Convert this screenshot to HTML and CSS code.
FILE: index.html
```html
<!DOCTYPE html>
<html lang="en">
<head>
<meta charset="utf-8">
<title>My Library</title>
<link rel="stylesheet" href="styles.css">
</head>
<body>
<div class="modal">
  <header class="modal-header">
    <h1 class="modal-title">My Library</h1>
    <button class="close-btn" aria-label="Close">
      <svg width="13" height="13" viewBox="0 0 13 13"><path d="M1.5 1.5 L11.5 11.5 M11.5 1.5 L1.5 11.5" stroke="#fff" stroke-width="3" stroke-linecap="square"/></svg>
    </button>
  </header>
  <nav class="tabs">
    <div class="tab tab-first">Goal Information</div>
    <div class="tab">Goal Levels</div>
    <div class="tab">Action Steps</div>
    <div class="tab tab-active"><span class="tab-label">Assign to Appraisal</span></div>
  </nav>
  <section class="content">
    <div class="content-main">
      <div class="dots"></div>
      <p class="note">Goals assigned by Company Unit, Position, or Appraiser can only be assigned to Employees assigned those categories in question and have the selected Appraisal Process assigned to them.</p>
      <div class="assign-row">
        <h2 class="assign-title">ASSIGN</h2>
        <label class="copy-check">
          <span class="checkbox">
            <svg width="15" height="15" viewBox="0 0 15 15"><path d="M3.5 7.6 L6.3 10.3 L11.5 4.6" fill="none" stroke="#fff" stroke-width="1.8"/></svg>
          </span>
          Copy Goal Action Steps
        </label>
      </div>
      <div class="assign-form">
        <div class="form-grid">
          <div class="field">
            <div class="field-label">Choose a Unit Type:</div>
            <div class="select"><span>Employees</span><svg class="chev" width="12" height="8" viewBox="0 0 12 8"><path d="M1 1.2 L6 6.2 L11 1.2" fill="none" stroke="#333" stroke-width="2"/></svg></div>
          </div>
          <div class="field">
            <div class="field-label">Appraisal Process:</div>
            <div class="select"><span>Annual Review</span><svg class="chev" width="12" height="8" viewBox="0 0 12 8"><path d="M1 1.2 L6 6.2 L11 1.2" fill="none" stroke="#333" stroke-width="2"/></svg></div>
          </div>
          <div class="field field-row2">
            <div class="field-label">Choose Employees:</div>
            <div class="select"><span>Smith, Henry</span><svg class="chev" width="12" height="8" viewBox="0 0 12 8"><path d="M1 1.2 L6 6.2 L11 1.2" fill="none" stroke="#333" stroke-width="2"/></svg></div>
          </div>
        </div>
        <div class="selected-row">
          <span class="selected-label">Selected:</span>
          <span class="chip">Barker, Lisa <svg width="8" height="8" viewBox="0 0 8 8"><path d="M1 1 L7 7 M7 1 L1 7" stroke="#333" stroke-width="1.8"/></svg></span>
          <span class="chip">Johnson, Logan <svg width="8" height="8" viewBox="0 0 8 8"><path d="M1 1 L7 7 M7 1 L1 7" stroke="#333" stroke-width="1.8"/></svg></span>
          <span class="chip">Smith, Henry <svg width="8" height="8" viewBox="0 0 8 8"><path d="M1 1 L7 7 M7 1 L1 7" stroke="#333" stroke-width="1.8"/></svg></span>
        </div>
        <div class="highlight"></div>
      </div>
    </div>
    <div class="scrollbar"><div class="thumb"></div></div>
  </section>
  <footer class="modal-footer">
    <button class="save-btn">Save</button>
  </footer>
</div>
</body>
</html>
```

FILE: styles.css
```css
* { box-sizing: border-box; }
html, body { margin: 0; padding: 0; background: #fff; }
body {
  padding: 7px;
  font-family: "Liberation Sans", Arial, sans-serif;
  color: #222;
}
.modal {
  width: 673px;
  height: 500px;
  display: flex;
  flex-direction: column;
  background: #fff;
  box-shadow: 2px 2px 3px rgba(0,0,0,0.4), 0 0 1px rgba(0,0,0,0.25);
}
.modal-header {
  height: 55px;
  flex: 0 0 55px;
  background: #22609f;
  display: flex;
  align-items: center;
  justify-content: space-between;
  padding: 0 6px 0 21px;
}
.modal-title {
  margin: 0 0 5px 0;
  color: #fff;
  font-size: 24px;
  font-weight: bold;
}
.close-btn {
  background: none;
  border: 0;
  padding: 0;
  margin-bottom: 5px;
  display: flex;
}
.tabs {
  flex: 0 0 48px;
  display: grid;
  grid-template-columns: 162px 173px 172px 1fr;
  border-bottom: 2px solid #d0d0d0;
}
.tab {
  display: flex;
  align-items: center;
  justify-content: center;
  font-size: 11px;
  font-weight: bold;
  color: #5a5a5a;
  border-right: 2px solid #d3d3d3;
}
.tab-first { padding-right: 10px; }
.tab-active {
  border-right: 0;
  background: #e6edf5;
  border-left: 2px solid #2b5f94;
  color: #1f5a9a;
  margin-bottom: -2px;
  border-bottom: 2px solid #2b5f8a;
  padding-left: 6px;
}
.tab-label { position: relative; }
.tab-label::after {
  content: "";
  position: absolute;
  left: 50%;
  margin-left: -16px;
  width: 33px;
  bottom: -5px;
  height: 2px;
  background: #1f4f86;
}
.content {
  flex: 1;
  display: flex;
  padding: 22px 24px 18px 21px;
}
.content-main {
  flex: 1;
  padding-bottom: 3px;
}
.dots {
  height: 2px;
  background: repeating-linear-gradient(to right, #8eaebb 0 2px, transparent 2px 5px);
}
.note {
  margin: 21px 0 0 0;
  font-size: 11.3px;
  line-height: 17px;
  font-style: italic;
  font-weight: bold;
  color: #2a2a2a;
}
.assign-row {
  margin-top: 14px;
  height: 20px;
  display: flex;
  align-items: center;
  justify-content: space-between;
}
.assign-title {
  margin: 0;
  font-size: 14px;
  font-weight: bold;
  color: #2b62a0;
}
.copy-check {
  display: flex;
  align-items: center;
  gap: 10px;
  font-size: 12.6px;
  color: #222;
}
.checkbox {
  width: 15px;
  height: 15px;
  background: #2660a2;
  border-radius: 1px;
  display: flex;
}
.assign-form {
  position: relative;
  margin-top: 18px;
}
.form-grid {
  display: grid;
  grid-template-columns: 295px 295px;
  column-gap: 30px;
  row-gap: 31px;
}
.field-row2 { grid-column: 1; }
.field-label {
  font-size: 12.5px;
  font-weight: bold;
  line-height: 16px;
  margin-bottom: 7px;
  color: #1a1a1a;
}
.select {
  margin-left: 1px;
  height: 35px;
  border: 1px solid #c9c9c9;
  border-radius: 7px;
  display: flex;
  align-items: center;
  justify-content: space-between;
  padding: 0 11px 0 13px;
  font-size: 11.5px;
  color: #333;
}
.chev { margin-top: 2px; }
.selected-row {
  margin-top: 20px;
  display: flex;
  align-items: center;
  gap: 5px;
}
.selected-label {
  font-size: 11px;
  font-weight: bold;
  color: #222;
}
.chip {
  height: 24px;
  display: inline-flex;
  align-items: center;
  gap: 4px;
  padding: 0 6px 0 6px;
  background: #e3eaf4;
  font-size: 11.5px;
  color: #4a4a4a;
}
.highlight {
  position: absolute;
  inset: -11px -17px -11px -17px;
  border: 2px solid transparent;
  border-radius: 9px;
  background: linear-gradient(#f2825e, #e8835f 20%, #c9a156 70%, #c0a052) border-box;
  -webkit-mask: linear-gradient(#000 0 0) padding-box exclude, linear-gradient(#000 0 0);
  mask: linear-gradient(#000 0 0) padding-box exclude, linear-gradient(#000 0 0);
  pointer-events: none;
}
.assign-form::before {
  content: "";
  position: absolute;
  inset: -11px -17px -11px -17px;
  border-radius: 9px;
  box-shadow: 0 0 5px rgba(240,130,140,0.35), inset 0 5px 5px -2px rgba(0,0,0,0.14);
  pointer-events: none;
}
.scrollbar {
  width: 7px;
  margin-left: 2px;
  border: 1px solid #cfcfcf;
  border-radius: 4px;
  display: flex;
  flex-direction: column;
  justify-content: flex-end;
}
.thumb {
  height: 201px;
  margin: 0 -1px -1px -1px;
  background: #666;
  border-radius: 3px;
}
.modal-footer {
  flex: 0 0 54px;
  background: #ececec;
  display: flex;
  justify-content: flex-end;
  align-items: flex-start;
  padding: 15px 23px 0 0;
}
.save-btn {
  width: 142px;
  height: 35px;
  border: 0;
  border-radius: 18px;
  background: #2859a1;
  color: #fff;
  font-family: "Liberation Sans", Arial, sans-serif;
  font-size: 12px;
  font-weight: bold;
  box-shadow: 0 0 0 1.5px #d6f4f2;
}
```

==

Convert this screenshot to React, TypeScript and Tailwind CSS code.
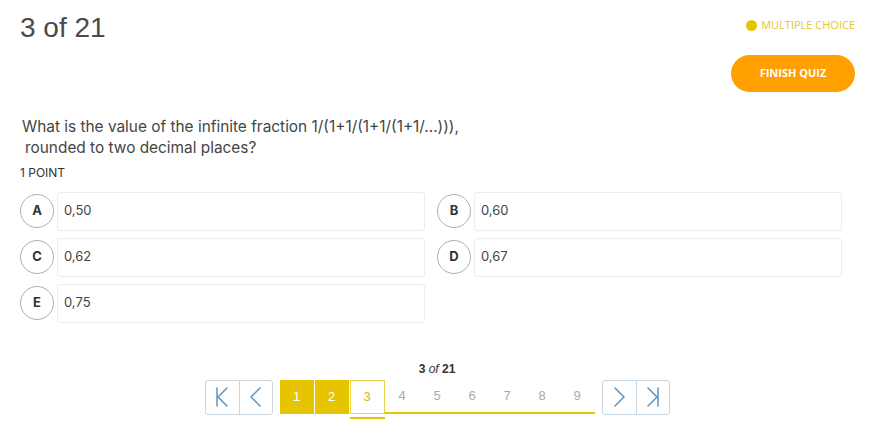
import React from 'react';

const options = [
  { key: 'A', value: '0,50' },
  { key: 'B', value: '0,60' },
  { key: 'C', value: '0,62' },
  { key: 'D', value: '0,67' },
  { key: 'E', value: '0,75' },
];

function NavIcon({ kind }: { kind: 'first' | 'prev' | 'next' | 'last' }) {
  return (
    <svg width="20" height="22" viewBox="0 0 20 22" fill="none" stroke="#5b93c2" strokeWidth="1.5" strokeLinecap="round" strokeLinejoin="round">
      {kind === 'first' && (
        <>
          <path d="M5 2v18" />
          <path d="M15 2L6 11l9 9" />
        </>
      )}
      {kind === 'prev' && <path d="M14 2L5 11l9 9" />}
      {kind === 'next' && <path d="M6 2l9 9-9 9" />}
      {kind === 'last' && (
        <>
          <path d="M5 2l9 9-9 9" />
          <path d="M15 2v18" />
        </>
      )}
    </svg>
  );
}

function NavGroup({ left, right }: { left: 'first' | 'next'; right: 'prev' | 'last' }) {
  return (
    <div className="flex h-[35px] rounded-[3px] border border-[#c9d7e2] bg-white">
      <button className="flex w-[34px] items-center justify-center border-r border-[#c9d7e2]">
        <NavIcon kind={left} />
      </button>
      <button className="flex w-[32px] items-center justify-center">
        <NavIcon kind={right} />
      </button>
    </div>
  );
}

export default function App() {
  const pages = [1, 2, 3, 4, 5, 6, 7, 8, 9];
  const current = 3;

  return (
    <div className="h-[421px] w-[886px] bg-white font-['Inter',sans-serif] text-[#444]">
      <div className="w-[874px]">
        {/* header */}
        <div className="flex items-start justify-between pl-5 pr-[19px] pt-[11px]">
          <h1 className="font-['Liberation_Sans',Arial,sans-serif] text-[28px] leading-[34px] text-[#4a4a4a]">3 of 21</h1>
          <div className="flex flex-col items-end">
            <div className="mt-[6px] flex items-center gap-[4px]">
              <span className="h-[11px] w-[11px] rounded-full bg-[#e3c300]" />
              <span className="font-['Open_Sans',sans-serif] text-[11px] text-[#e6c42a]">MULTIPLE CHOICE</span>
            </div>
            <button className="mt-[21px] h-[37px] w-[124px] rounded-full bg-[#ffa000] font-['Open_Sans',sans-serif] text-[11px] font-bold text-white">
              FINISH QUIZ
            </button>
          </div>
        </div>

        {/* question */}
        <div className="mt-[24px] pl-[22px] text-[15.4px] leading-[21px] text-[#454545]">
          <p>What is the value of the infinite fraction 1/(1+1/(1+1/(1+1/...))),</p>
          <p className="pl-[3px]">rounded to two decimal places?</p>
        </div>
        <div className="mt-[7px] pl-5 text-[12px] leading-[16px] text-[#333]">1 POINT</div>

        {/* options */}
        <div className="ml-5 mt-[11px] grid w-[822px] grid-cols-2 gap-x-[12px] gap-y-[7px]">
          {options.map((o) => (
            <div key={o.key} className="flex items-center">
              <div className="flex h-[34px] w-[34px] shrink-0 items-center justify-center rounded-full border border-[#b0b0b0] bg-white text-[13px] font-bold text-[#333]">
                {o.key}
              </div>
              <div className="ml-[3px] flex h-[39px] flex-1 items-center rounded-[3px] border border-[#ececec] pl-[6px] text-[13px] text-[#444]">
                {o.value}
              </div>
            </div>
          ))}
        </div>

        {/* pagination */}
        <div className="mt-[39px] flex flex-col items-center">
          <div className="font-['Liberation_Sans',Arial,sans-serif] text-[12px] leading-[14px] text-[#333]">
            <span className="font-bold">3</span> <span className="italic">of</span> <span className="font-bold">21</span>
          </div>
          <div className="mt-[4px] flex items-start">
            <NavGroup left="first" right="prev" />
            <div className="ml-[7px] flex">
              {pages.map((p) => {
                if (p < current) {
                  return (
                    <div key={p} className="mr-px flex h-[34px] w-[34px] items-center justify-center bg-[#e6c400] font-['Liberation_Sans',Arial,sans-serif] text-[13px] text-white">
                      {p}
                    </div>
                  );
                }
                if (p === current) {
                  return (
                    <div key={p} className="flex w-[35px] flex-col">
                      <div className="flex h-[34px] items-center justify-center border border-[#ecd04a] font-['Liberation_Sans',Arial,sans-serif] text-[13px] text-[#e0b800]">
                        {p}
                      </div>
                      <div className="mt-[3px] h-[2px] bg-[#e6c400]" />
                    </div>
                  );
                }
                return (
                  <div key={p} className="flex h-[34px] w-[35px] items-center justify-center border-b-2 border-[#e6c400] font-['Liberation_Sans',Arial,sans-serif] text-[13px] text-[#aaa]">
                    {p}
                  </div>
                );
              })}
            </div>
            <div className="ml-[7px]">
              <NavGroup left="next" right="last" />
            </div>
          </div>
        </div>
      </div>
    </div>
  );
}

* Problem description *
From the line with "Convert this screenshot to React, TypeScript" to the line with "const current = 3;", set down those lines word for word and only those, counting both ends. Pictures stay out of the copy.

* Task response *
Convert this screenshot to React, TypeScript and Tailwind CSS code.
import React from 'react';

const options = [
  { key: 'A', value: '0,50' },
  { key: 'B', value: '0,60' },
  { key: 'C', value: '0,62' },
  { key: 'D', value: '0,67' },
  { key: 'E', value: '0,75' },
];

function NavIcon({ kind }: { kind: 'first' | 'prev' | 'next' | 'last' }) {
  return (
    <svg width="20" height="22" viewBox="0 0 20 22" fill="none" stroke="#5b93c2" strokeWidth="1.5" strokeLinecap="round" strokeLinejoin="round">
      {kind === 'first' && (
        <>
          <path d="M5 2v18" />
          <path d="M15 2L6 11l9 9" />
        </>
      )}
      {kind === 'prev' && <path d="M14 2L5 11l9 9" />}
      {kind === 'next' && <path d="M6 2l9 9-9 9" />}
      {kind === 'last' && (
        <>
          <path d="M5 2l9 9-9 9" />
          <path d="M15 2v18" />
        </>
      )}
    </svg>
  );
}

function NavGroup({ left, right }: { left: 'first' | 'next'; right: 'prev' | 'last' }) {
  return (
    <div className="flex h-[35px] rounded-[3px] border border-[#c9d7e2] bg-white">
      <button className="flex w-[34px] items-center justify-center border-r border-[#c9d7e2]">
        <NavIcon kind={left} />
      </button>
      <button className="flex w-[32px] items-center justify-center">
        <NavIcon kind={right} />
      </button>
    </div>
  );
}

export default function App() {
  const pages = [1, 2, 3, 4, 5, 6, 7, 8, 9];
  const current = 3;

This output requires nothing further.